It came to my attention because my grandfather, William Balfour Ker -- an avowed socialist (and vegetarian) -- did the viscerally-impactful original illustrations.  (See pix below.)
 
Far from being the dirty word it it these days, socialism was then seen as a panacea, a cure for society's ills and injustices, which were, if possible, even more egregious than today's. 
 
"The Silent War" was  written by J. A. Mitchell for the early version of Life magazine.  It's an inflammatory story, so critical of capitalism, especially the "captains of industry" who would be our modern-day CEO's, that it might have trouble finding a contemporary commercial publisher -- either that, or shoot right to the top of the dissident best-seller lists.
 
The story itself is woven around a philanthropic millionaire, Billy Chapman (whose wealth in relative terms would be equivalent to today's billionaires).  Chapman inherits several large fortunes from different sides of his family.  But at least he's kind-hearted:  "Never having known want, he is generous."
 
As a young man studying at Cambridge (Harvard), he gives some pocket  money to a man named John Wilson who has just been released from prison for the murder of a "human hog" named Rufus Dickson.
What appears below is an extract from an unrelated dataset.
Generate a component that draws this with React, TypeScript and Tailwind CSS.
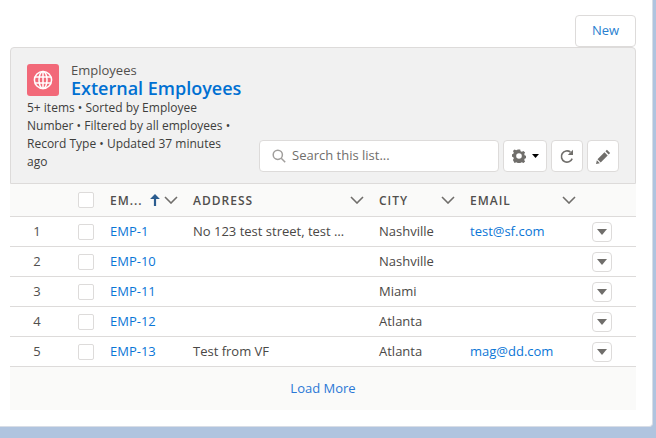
const rows = [
  { n: 1, id: 'EMP-1', address: 'No 123 test street, test street', city: 'Nashville', email: 'test@sf.com' },
  { n: 2, id: 'EMP-10', address: '', city: 'Nashville', email: '' },
  { n: 3, id: 'EMP-11', address: '', city: 'Miami', email: '' },
  { n: 4, id: 'EMP-12', address: '', city: 'Atlanta', email: '' },
  { n: 5, id: 'EMP-13', address: 'Test from VF', city: 'Atlanta', email: 'mag@dd.com' },
];

const gridCols = 'grid grid-cols-[60px_32px_83px_186px_91px_122px_52px]';

function Chevron() {
  return (
    <svg width="14" height="8" viewBox="0 0 14 8" fill="none" stroke="#706e6b" strokeWidth="1.6">
      <path d="M1 1l6 6 6-6" />
    </svg>
  );
}

function Checkbox() {
  return <div className="w-4 h-4 bg-white border border-[#dddbda] rounded-[2px]" />;
}

function IconButton({ children, className }: { children: React.ReactNode; className: string }) {
  return (
    <button className={`h-8 flex items-center justify-center bg-white border border-[#dddbda] rounded ${className}`}>
      {children}
    </button>
  );
}

export default function App() {
  return (
    <div
      className="w-[656px] h-[438px] bg-[#b0c4df] overflow-hidden text-[13px] text-[#4a4846]"
      style={{ fontFamily: '"Open Sans", sans-serif' }}
    >
      <div className="w-[653px] h-[427px] bg-white rounded-br border-b border-r border-[#d8dde6] pl-2.5 pr-[16px] pt-[15px]">
        <div className="flex justify-end h-8">
          <button className="w-[61px] h-8 bg-white border border-[#dddbda] rounded text-[#2a7fd0] text-[13px]">New</button>
        </div>

        <div className="w-[626px]">
          {/* List header */}
          <div className="h-[137px] bg-[#f1f1f1] border border-[#dddbda] rounded-t pl-4 pr-4 pt-4 flex">
            <div className="w-[232px] shrink-0">
              <div className="flex items-center gap-[12px] h-8">
                <div className="w-8 h-8 rounded-[3px] bg-[#f26979] flex items-center justify-center">
                  <svg width="20" height="20" viewBox="0 0 20 20" fill="none" stroke="#fff" strokeWidth="1.5">
                    <circle cx="10" cy="10" r="8.6" />
                    <ellipse cx="10" cy="10" rx="4" ry="8.6" />
                    <path d="M10 1.4v17.2M2 7h16M2 13h16" />
                  </svg>
                </div>
                <div className="flex flex-col">
                  <span className="text-[13px] leading-[15px] text-[#514f4d]">Employees</span>
                  <span className="text-[18px] leading-[20px] font-semibold text-[#0070d2] whitespace-nowrap">External Employees</span>
                </div>
              </div>
              <p className="mt-[3px] text-[12px] leading-[18px] text-[#3e3e3c] w-[208px]">
                5+ items • Sorted by Employee Number • Filtered by all employees • Record Type • Updated 37 minutes ago
              </p>
            </div>
            <div className="flex-1 flex items-end pb-[11px] gap-[4px]">
              <div className="w-[240px] h-8 bg-white border border-[#dddbda] rounded flex items-center pl-[12px] gap-[6px]">
                <svg width="14" height="14" viewBox="0 0 14 14" fill="none" stroke="#a09e9c" strokeWidth="1.5">
                  <circle cx="5.8" cy="5.8" r="4.6" />
                  <path d="M9.2 9.2l4 4" />
                </svg>
                <span className="text-[13px] text-[#706e6b]">Search this list...</span>
              </div>
              <IconButton className="w-11 gap-[6px]">
                <svg width="14" height="14" viewBox="0 0 14 14" fill="#706e6b" fillRule="evenodd">
                  <path d="M5.8 0.5h2.4l.4 1.7 1.3.6 1.5-.9 1.7 1.7-.9 1.5.6 1.3 1.7.4v2.4l-1.7.4-.6 1.3.9 1.5-1.7 1.7-1.5-.9-1.3.6-.4 1.7H5.8l-.4-1.7-1.3-.6-1.5.9L.9 10.9l.9-1.5-.6-1.3-1.7-.4V5.3l1.7-.4.6-1.3-.9-1.5L2.6.4l1.5.9 1.3-.6zM7 4.2a2.8 2.8 0 100 5.6 2.8 2.8 0 000-5.6z" />
                </svg>
                <svg width="7" height="4" viewBox="0 0 7 4" fill="#000">
                  <path d="M0 0h7L3.5 4z" />
                </svg>
              </IconButton>
              <IconButton className="w-8">
                <svg width="16" height="16" viewBox="0 0 16 16" fill="none" stroke="#706e6b" strokeWidth="1.6">
                  <path d="M13.2 10.6A5.6 5.6 0 1 1 11.4 4" />
                  <path d="M14 1.8v5.2H8.8z" fill="#706e6b" stroke="none" />
                </svg>
              </IconButton>
              <IconButton className="w-8">
                <svg width="15" height="15" viewBox="0 0 14 14" fill="#706e6b">
                  <path d="M10.2.8l3 3-1.4 1.4-3-3zM7.9 3.1l3 3L4.4 12.6l-3-3zM.8 10.4l2.8 2.8-3.6.8z" />
                </svg>
              </IconButton>
            </div>
          </div>

          {/* Column headings */}
          <div className={`${gridCols} h-[33px] items-center bg-[#fafaf9] border-b border-[#dddbda] text-[12px] font-semibold tracking-[1px] text-[#514f4d]`}>
            <div />
            <div className="pl-2"><Checkbox /></div>
            <div className="pl-2 flex items-center">
              <span className="mt-[1px] w-[30px] whitespace-nowrap">EM...</span>
              <svg className="ml-[10px]" width="10" height="12" viewBox="0 0 9 11" fill="#2b5c8f">
                <path d="M4.5 0L9 4.5H5.5V11h-2V4.5H0z" />
              </svg>
              <span className="ml-[4px]"><Chevron /></span>
            </div>
            <div className="pl-2 pr-[7px] flex items-center justify-between"><span className="mt-[1px]">ADDRESS</span><Chevron /></div>
            <div className="pl-2 pr-[7px] flex items-center justify-between"><span className="mt-[1px]">CITY</span><Chevron /></div>
            <div className="pl-2 pr-[8px] flex items-center justify-between"><span className="mt-[1px]">EMAIL</span><Chevron /></div>
            <div />
          </div>

          {/* Rows */}
          {rows.map((r) => (
            <div key={r.id} className={`${gridCols} h-[30px] items-center border-b border-[#dddbda]`}>
              <div className="pr-[6px] pt-[1px] text-center text-[#514f4d]">{r.n}</div>
              <div className="pl-2"><Checkbox /></div>
              <div className="pl-2"><a className="text-[#0b76d6]">{r.id}</a></div>
              <div className="pl-2 pr-[25px] truncate">{r.address}</div>
              <div className="pl-2">{r.city}</div>
              <div className="pl-2"><a className="text-[#0b76d6]">{r.email}</a></div>
              <div className="pl-2">
                <button className="w-5 h-5 bg-white border border-[#dddbda] rounded flex items-center justify-center">
                  <svg width="10" height="6" viewBox="0 0 10 6" fill="#706e6b">
                    <path d="M0 0h10L5 6z" />
                  </svg>
                </button>
              </div>
            </div>
          ))}

          <div className="h-[43px] bg-[#fafaf9] flex items-center justify-center">
            <a className="text-[#2a78d6] text-[13px]">Load More</a>
          </div>
        </div>
      </div>
    </div>
  );
}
Chapman even congratulates Wilson on his actions.  "Bully for you!  'Twas a mighty good thing.  Everybody thought so . . . "  (Dickson was evidently a large-scale swindler, presumably of widows and orphans, probably on the order of a Bernie Maddoff.)
 
Twenty years pass.  A People's League forms a fanatical Committee of Seven which is determined to redress the wrongs of a system that "makes war on the poor to enrich the rich."  (Sub-prime mortgages, anyone?)
 
"You reap without sowing," says a lawyer named Tucker.  "Instead of helping the poor man, you not only swindle him whenever you get a chance, but you do it openly and with no shame . . . you would corner the air he breathes if only you knew how." (They obviously hadn't thought of water or plant seeds yet.) The financiers snigger as they await the arrival of one of their cohorts, who is unaccountably late.  They discover, after a lot more rebukes from lawyer Tucker, that their colleague has been murdered by the Committee of Seven.
 
Said group has drawn up a list of the top 100 millionaires in America and dunned them each for a donation of two hundred thousand dollars.  "So that we may buy Senators as freely as do you," one of their members explains.  But if the targeted millionaire refuses to pay up, the penalty is death.
 
This is all for a doubly good cause, so to speak -- to prevent armed revolution on the part of the abused workers of America,  something the Committee of Seven is sure will come soon because the disparity of income has become so woeful and so widespread.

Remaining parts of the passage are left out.